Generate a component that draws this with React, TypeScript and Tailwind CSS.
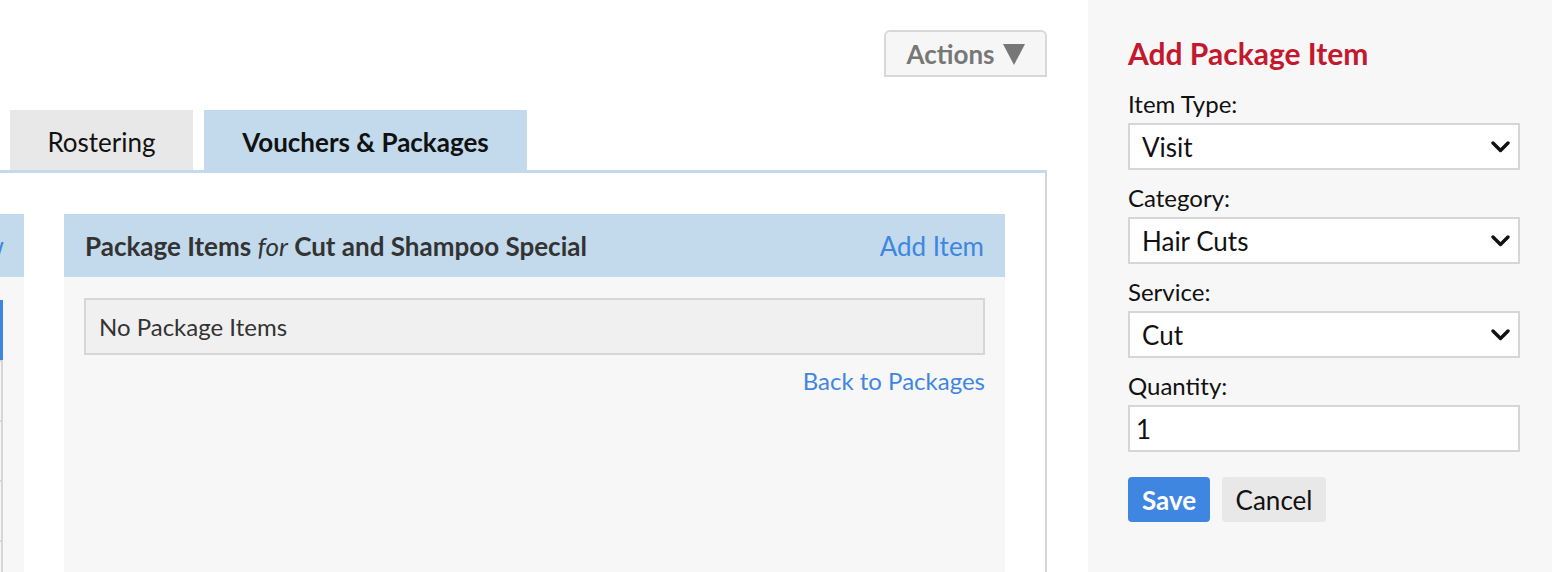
const fields = [
  { label: "Item Type:", value: "Visit", kind: "select" },
  { label: "Category:", value: "Hair Cuts", kind: "select" },
  { label: "Service:", value: "Cut", kind: "select" },
  { label: "Quantity:", value: "1", kind: "input" }
];

const sideRows = [0, 1, 2, 3, 4];

function Chevron() {
  return (
    <svg className="pointer-events-none absolute right-[8px] top-1/2 -translate-y-1/2" width="19" height="13" viewBox="0 0 19 13" aria-hidden>
      <polyline points="2,2.5 9.5,10 17,2.5" fill="none" stroke="#111" strokeWidth="3.4" strokeLinecap="round" strokeLinejoin="round" />
    </svg>
  );
}

export default function App() {
  return (
    <div className="flex h-[572px] w-[1552px] overflow-hidden bg-white font-['Lato',sans-serif]">
      <main className="flex h-full w-[1088px] shrink-0 flex-col pr-[41px] pt-[30px]">
        <div className="flex justify-end">
          <button className="flex h-[47px] w-[163px] items-center justify-center gap-[8px] rounded-t-[6px] border-2 border-[#d8d8d8] bg-[#f6f6f6] text-[26px] font-bold leading-[30px] text-[#777]">
            Actions
            <svg width="22" height="22" viewBox="0 0 22 22" aria-hidden>
              <polygon points="0,1 22,1 11,22" fill="#777" />
            </svg>
          </button>
        </div>

        <div className="mt-[33px] flex gap-[11px] pl-[10px]">
          <div className="flex h-[60px] w-[183px] items-center justify-center bg-[#e8e8e8] pt-[3px] text-[26px] leading-[30px] text-[#111]">
            Rostering
          </div>
          <div className="flex h-[60px] w-[323px] items-center justify-center bg-[#c2daec] pt-[3px] text-[26px] font-bold leading-[30px] text-[#111]">
            Vouchers &amp; Packages
          </div>
        </div>

        <div className="flex flex-1 gap-[40px] border-r-2 border-t-[3px] border-r-[#d6d6d6] border-t-[#c2daec] pr-[40px] pt-[41px]">
          <div className="flex w-[24px] shrink-0 flex-col overflow-hidden">
            <div className="flex h-[63px] items-center justify-end bg-[#c2daec] pr-[20px]">
              <span className="whitespace-nowrap text-[26px] leading-[30px] text-[#3f86e0]">Add New</span>
            </div>
            <div className="flex-1 bg-[#f7f7f7] pr-[21px] pt-[23px]">
              {sideRows.map((row) => (
                <div
                  key={row}
                  className={
                    row === 0
                      ? "h-[60px] border-r-[3px] border-r-[#3f86e0]"
                      : "h-[60px] border-r-2 border-t-2 border-[#d6d6d6]"
                  }
                />
              ))}
            </div>
          </div>

          <div className="flex flex-1 flex-col">
            <div className="flex h-[63px] items-center justify-between bg-[#c2daec] px-[21px]">
              <h2 className="text-[26px] font-bold leading-[30px] text-[#333]">
                Package Items <span className="font-normal italic">for</span> Cut and Shampoo Special
              </h2>
              <a className="text-[26px] leading-[30px] text-[#3f86e0]">Add Item</a>
            </div>
            <div className="flex flex-1 flex-col bg-[#f7f7f7] px-[20px] pt-[21px]">
              <div className="flex h-[57px] items-center border-2 border-[#d6d6d6] bg-[#f0f0f0] px-[13px] text-[24px] leading-[28px] text-[#333]">
                No Package Items
              </div>
              <a className="mt-[12px] self-end text-[24px] leading-[28px] text-[#3f86e0]">Back to Packages</a>
            </div>
          </div>
        </div>
      </main>

      <aside className="h-full flex-1 bg-[#f7f7f7] pl-[40px] pr-[32px] pt-[35px]">
        <h1 className="text-[30px] font-bold leading-[36px] text-[#c3192e]">Add Package Item</h1>
        <div className="mt-[20px] flex flex-col gap-[15px]">
          {fields.map((f) => (
            <div key={f.label} className="flex flex-col gap-[6px]">
              <label className="text-[24px] leading-[26px] text-[#111]">{f.label}</label>
              <div className="relative flex h-[47px] items-center border-2 border-[#d6d6d6] bg-white text-[26px] leading-[30px] text-[#111]">
                <span className={f.kind === "select" ? "pl-[12px]" : "pl-[6px]"}>{f.value}</span>
                {f.kind === "select" && <Chevron />}
              </div>
            </div>
          ))}
        </div>
        <div className="mt-[25px] flex gap-[12px]">
          <button className="h-[45px] w-[82px] rounded-[4px] bg-[#3f86e0] text-[26px] font-bold leading-[30px] text-white">Save</button>
          <button className="h-[45px] w-[104px] rounded-[4px] bg-[#e8e8e8] text-[26px] leading-[30px] text-[#111]">Cancel</button>
        </div>
      </aside>
    </div>
  );
}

--

TASK DESCRIPTION »
Return the material word for word. Pictures are not part of the copy.

ANSWER FOR THE TASK »
Generate a component that draws this with React, TypeScript and Tailwind CSS.
const fields = [
  { label: "Item Type:", value: "Visit", kind: "select" },
  { label: "Category:", value: "Hair Cuts", kind: "select" },
  { label: "Service:", value: "Cut", kind: "select" },
  { label: "Quantity:", value: "1", kind: "input" }
];

const sideRows = [0, 1, 2, 3, 4];

function Chevron() {
  return (
    <svg className="pointer-events-none absolute right-[8px] top-1/2 -translate-y-1/2" width="19" height="13" viewBox="0 0 19 13" aria-hidden>
      <polyline points="2,2.5 9.5,10 17,2.5" fill="none" stroke="#111" strokeWidth="3.4" strokeLinecap="round" strokeLinejoin="round" />
    </svg>
  );
}

export default function App() {
  return (
    <div className="flex h-[572px] w-[1552px] overflow-hidden bg-white font-['Lato',sans-serif]">
      <main className="flex h-full w-[1088px] shrink-0 flex-col pr-[41px] pt-[30px]">
        <div className="flex justify-end">
          <button className="flex h-[47px] w-[163px] items-center justify-center gap-[8px] rounded-t-[6px] border-2 border-[#d8d8d8] bg-[#f6f6f6] text-[26px] font-bold leading-[30px] text-[#777]">
            Actions
            <svg width="22" height="22" viewBox="0 0 22 22" aria-hidden>
              <polygon points="0,1 22,1 11,22" fill="#777" />
            </svg>
          </button>
        </div>

        <div className="mt-[33px] flex gap-[11px] pl-[10px]">
          <div className="flex h-[60px] w-[183px] items-center justify-center bg-[#e8e8e8] pt-[3px] text-[26px] leading-[30px] text-[#111]">
            Rostering
          </div>
          <div className="flex h-[60px] w-[323px] items-center justify-center bg-[#c2daec] pt-[3px] text-[26px] font-bold leading-[30px] text-[#111]">
            Vouchers &amp; Packages
          </div>
        </div>

        <div className="flex flex-1 gap-[40px] border-r-2 border-t-[3px] border-r-[#d6d6d6] border-t-[#c2daec] pr-[40px] pt-[41px]">
          <div className="flex w-[24px] shrink-0 flex-col overflow-hidden">
            <div className="flex h-[63px] items-center justify-end bg-[#c2daec] pr-[20px]">
              <span className="whitespace-nowrap text-[26px] leading-[30px] text-[#3f86e0]">Add New</span>
            </div>
            <div className="flex-1 bg-[#f7f7f7] pr-[21px] pt-[23px]">
              {sideRows.map((row) => (
                <div
                  key={row}
                  className={
                    row === 0
                      ? "h-[60px] border-r-[3px] border-r-[#3f86e0]"
                      : "h-[60px] border-r-2 border-t-2 border-[#d6d6d6]"
                  }
                />
              ))}
            </div>
          </div>

          <div className="flex flex-1 flex-col">
            <div className="flex h-[63px] items-center justify-between bg-[#c2daec] px-[21px]">
              <h2 className="text-[26px] font-bold leading-[30px] text-[#333]">
                Package Items <span className="font-normal italic">for</span> Cut and Shampoo Special
              </h2>
              <a className="text-[26px] leading-[30px] text-[#3f86e0]">Add Item</a>
            </div>
            <div className="flex flex-1 flex-col bg-[#f7f7f7] px-[20px] pt-[21px]">
              <div className="flex h-[57px] items-center border-2 border-[#d6d6d6] bg-[#f0f0f0] px-[13px] text-[24px] leading-[28px] text-[#333]">
                No Package Items
              </div>
              <a className="mt-[12px] self-end text-[24px] leading-[28px] text-[#3f86e0]">Back to Packages</a>
            </div>
          </div>
        </div>
      </main>

      <aside className="h-full flex-1 bg-[#f7f7f7] pl-[40px] pr-[32px] pt-[35px]">
        <h1 className="text-[30px] font-bold leading-[36px] text-[#c3192e]">Add Package Item</h1>
        <div className="mt-[20px] flex flex-col gap-[15px]">
          {fields.map((f) => (
            <div key={f.label} className="flex flex-col gap-[6px]">
              <label className="text-[24px] leading-[26px] text-[#111]">{f.label}</label>
              <div className="relative flex h-[47px] items-center border-2 border-[#d6d6d6] bg-white text-[26px] leading-[30px] text-[#111]">
                <span className={f.kind === "select" ? "pl-[12px]" : "pl-[6px]"}>{f.value}</span>
                {f.kind === "select" && <Chevron />}
              </div>
            </div>
          ))}
        </div>
        <div className="mt-[25px] flex gap-[12px]">
          <button className="h-[45px] w-[82px] rounded-[4px] bg-[#3f86e0] text-[26px] font-bold leading-[30px] text-white">Save</button>
          <button className="h-[45px] w-[104px] rounded-[4px] bg-[#e8e8e8] text-[26px] leading-[30px] text-[#111]">Cancel</button>
        </div>
      </aside>
    </div>
  );
}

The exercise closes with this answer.